Direction: Pick every line with "React" from the material below.
********************
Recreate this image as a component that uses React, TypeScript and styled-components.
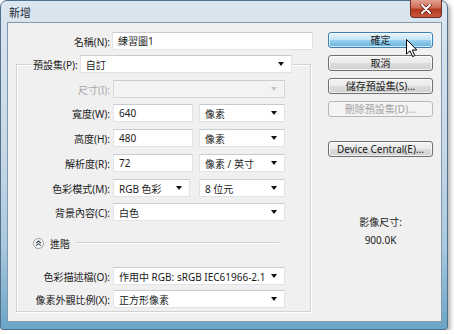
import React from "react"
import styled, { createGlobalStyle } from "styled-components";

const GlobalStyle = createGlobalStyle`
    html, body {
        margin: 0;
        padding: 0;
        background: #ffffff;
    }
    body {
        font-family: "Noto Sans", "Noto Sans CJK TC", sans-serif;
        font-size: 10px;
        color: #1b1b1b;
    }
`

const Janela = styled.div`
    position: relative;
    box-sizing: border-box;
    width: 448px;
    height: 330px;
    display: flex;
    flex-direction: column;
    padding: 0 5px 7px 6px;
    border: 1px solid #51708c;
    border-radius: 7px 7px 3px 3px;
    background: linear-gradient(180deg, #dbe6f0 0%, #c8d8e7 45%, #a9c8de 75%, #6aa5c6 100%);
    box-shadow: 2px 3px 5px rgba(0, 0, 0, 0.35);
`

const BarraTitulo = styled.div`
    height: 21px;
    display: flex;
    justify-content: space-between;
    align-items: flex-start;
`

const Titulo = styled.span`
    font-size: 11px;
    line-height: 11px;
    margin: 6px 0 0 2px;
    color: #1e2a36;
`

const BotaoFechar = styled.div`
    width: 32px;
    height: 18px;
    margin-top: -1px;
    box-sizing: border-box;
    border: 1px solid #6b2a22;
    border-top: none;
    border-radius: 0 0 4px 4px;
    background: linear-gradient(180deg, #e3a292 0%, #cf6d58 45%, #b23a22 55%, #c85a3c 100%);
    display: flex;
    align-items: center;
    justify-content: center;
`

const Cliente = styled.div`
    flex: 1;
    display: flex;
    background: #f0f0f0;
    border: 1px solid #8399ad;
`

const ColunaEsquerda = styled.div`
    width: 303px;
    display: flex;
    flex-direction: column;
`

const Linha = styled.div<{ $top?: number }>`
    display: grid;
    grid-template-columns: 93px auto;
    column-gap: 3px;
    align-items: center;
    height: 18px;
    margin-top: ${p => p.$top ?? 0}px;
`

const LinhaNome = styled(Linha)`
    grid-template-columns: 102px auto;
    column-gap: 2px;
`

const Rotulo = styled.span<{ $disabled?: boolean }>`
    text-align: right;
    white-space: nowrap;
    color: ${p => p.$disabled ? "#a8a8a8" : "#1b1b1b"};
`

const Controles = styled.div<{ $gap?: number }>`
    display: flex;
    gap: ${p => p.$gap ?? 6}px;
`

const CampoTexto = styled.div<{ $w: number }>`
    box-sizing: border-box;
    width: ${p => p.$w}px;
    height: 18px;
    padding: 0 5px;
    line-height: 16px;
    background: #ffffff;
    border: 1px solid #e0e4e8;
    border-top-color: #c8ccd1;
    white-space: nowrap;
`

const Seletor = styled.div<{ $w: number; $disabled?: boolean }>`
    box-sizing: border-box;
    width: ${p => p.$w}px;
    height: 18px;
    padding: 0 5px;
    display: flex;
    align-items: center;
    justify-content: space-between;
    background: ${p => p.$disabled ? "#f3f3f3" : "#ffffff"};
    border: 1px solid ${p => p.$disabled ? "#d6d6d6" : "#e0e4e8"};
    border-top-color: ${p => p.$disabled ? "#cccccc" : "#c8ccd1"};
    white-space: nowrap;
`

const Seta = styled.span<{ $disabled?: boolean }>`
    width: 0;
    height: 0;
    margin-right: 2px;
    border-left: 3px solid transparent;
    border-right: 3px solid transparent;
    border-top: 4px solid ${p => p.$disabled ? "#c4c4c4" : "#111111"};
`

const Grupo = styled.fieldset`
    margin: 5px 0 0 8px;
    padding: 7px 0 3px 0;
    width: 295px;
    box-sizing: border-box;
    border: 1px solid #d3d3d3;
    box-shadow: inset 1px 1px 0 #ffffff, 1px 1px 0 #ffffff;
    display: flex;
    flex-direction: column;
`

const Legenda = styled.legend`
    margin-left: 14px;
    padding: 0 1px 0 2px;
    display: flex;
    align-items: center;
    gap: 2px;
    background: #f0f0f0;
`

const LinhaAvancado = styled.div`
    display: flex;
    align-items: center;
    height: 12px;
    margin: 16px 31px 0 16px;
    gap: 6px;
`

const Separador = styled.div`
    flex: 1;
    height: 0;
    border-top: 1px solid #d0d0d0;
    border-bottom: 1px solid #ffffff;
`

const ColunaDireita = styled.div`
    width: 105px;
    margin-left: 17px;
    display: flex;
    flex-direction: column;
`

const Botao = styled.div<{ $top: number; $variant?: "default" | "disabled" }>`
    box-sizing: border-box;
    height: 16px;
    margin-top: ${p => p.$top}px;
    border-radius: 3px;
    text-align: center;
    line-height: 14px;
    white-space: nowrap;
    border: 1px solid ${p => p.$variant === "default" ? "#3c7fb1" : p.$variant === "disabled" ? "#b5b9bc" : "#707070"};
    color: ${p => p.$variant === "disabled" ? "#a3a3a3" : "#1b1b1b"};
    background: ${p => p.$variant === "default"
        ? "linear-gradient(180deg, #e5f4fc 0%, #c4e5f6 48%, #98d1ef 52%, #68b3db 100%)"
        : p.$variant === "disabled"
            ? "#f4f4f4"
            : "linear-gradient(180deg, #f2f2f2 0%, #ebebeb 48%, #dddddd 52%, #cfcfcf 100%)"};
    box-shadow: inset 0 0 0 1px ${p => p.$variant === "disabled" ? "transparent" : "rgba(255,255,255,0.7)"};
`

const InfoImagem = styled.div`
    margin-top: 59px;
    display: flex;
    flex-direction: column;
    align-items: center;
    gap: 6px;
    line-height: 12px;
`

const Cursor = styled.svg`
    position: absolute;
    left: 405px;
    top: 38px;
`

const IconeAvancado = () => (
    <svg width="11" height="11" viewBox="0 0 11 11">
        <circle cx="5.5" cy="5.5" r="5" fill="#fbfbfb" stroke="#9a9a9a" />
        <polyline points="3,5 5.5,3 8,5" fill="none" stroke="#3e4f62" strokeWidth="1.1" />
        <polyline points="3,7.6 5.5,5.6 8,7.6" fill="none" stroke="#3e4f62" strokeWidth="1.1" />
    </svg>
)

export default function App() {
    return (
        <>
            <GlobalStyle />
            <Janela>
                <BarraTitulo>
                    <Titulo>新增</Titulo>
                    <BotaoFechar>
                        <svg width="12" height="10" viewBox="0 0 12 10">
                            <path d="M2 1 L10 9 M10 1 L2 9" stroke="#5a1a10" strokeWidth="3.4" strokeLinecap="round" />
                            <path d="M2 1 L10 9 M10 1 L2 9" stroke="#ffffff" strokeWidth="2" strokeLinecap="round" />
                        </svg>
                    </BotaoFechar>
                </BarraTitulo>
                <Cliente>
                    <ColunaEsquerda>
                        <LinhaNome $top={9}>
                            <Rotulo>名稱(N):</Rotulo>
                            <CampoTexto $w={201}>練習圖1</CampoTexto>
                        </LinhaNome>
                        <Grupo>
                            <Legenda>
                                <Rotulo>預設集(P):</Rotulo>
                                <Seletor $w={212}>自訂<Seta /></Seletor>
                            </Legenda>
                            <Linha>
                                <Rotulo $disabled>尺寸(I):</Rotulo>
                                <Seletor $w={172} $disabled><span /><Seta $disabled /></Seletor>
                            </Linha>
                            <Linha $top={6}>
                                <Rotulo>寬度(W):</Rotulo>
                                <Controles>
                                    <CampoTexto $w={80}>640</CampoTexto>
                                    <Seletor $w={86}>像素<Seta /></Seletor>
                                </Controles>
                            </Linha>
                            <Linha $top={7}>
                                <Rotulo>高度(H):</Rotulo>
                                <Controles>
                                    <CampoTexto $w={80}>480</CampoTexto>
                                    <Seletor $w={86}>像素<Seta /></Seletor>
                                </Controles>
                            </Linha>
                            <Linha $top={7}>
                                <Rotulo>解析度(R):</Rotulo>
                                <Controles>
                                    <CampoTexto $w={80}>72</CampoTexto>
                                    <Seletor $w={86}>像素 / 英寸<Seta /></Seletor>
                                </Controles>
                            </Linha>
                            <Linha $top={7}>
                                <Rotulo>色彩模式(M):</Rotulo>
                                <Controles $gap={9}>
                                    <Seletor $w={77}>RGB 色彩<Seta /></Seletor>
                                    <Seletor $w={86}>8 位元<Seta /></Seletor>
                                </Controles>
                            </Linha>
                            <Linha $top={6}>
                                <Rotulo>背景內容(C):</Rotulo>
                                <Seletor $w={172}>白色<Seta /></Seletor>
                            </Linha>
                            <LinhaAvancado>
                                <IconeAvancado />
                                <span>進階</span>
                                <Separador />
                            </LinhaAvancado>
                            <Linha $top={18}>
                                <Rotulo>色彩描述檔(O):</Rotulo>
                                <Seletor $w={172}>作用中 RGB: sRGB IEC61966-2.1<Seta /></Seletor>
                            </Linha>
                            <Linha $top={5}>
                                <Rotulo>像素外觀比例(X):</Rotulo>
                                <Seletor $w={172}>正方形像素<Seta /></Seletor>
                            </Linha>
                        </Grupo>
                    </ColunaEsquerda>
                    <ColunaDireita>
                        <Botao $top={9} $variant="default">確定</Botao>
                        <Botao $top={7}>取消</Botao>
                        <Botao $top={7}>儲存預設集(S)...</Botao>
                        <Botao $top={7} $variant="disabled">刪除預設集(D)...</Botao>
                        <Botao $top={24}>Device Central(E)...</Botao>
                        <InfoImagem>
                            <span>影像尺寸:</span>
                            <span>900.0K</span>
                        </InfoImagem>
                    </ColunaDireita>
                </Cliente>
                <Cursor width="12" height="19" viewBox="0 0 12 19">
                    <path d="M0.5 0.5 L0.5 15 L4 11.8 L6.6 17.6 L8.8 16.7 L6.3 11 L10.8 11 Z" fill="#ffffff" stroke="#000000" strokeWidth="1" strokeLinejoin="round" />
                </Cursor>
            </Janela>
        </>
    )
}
********************
The completed task:
Recreate this image as a component that uses React, TypeScript and styled-components.
import React from "react"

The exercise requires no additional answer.